## THE EXERCISE
Give only the number of lines in the records below that contain the word "React".

## Part of a data file
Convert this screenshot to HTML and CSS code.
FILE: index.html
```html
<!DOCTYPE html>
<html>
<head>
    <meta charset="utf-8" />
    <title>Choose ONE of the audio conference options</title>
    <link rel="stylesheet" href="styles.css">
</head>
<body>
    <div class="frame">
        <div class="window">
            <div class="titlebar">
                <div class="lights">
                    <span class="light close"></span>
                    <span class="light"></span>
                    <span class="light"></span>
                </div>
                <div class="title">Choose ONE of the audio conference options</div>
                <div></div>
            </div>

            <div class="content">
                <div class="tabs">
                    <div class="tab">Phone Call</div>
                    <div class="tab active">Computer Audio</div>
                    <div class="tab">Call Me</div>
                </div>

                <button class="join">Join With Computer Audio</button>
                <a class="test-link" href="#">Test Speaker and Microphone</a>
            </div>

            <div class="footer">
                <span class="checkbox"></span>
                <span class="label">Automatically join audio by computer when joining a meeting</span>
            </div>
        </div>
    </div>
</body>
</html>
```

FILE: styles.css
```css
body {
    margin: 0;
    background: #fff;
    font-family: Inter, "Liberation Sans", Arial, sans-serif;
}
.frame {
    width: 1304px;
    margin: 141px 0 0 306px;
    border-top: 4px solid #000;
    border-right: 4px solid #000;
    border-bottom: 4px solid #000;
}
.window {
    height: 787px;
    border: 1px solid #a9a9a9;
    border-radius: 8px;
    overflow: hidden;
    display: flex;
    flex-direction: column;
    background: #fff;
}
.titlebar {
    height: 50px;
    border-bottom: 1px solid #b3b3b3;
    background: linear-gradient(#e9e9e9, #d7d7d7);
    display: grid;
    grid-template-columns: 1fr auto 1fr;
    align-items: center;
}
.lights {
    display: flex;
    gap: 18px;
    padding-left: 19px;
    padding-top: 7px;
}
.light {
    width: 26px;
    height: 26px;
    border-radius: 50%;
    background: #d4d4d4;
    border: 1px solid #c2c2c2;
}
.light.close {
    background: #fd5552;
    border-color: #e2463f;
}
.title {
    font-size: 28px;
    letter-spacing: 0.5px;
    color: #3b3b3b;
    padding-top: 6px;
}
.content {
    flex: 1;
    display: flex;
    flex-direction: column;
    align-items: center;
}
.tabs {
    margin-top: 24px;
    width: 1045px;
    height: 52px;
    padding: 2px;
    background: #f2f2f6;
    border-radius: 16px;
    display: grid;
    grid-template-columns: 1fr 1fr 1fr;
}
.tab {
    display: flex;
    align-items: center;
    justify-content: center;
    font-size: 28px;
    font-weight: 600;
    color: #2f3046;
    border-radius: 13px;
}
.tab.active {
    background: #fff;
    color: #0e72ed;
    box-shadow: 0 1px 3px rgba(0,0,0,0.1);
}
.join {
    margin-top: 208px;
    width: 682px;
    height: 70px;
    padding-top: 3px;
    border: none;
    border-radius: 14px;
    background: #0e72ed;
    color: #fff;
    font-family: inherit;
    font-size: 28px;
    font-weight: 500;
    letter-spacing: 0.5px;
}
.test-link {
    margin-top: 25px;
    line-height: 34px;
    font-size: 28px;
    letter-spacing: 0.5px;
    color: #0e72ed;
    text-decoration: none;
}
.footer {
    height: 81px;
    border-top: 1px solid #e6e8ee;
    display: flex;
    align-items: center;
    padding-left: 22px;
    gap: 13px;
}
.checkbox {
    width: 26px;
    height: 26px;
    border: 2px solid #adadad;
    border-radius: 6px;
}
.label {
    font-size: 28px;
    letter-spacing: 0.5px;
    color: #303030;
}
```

...

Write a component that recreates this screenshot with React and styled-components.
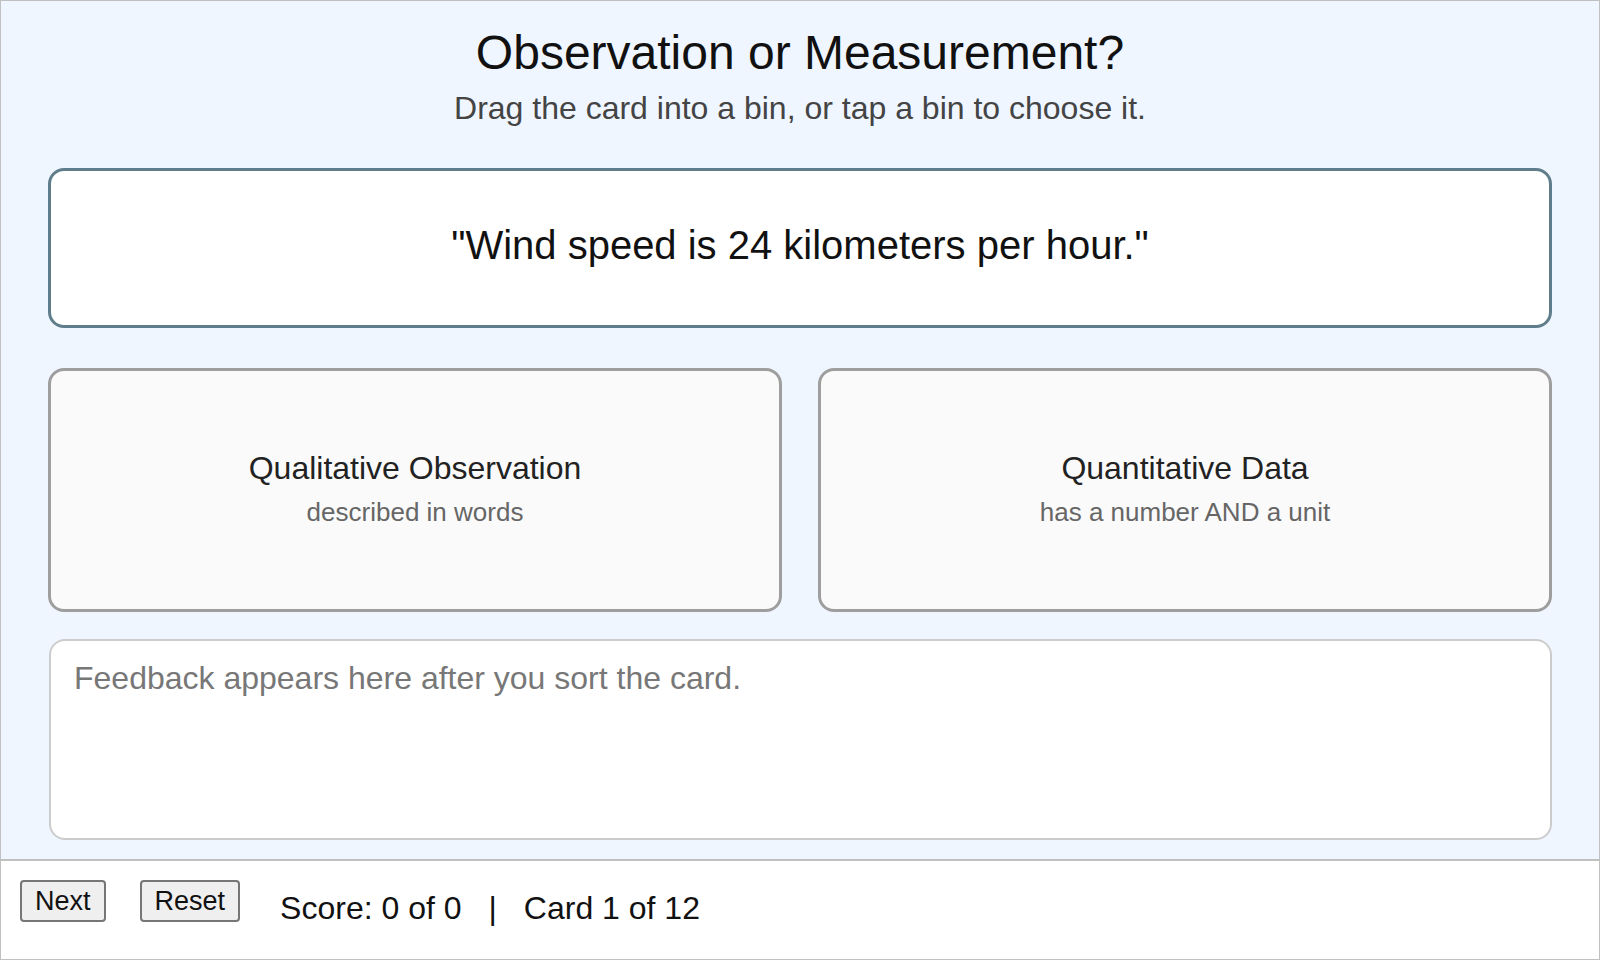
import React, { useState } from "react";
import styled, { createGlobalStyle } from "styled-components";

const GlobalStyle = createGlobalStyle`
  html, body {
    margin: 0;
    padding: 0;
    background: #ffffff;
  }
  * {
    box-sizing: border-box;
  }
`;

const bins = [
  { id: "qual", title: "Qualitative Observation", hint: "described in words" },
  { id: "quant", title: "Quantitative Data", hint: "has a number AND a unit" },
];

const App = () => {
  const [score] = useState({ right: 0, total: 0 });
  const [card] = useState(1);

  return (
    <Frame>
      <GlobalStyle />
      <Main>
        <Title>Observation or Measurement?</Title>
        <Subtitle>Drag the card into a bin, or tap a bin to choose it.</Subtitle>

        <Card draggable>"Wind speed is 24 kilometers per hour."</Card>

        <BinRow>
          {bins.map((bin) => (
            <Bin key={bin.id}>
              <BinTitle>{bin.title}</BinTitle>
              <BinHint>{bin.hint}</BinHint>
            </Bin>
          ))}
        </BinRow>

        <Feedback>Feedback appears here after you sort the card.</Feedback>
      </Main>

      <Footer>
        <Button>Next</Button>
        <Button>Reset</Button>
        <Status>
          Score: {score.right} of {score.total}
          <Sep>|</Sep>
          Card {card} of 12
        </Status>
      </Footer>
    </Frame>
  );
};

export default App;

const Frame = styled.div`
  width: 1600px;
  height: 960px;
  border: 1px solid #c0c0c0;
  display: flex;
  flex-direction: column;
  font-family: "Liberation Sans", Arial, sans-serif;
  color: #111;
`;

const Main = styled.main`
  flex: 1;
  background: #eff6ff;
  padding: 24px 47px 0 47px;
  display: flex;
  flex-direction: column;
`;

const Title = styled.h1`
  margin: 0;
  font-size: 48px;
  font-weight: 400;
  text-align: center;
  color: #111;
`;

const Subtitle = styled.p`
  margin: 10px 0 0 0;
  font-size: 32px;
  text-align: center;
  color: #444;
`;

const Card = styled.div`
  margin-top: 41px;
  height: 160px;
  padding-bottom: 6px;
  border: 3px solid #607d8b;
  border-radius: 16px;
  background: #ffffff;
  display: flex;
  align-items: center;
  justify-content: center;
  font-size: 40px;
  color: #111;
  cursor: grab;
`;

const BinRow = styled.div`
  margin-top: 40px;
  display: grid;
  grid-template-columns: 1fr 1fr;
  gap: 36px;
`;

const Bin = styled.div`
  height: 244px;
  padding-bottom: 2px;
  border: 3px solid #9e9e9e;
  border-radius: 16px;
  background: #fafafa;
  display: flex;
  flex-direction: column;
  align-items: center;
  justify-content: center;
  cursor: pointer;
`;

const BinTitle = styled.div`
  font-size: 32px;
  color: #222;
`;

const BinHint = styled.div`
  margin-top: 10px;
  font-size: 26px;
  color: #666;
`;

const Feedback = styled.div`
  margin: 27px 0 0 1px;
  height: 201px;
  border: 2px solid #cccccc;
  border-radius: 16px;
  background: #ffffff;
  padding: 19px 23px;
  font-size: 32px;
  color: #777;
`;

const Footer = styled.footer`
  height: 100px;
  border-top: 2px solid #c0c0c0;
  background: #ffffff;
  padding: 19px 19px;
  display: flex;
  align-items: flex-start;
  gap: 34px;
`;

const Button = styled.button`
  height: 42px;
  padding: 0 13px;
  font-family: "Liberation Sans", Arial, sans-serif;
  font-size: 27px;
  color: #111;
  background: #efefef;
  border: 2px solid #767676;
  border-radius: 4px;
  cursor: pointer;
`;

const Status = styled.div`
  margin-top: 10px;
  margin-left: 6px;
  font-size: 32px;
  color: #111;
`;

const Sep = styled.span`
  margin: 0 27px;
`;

## RESPONSE BELOW
2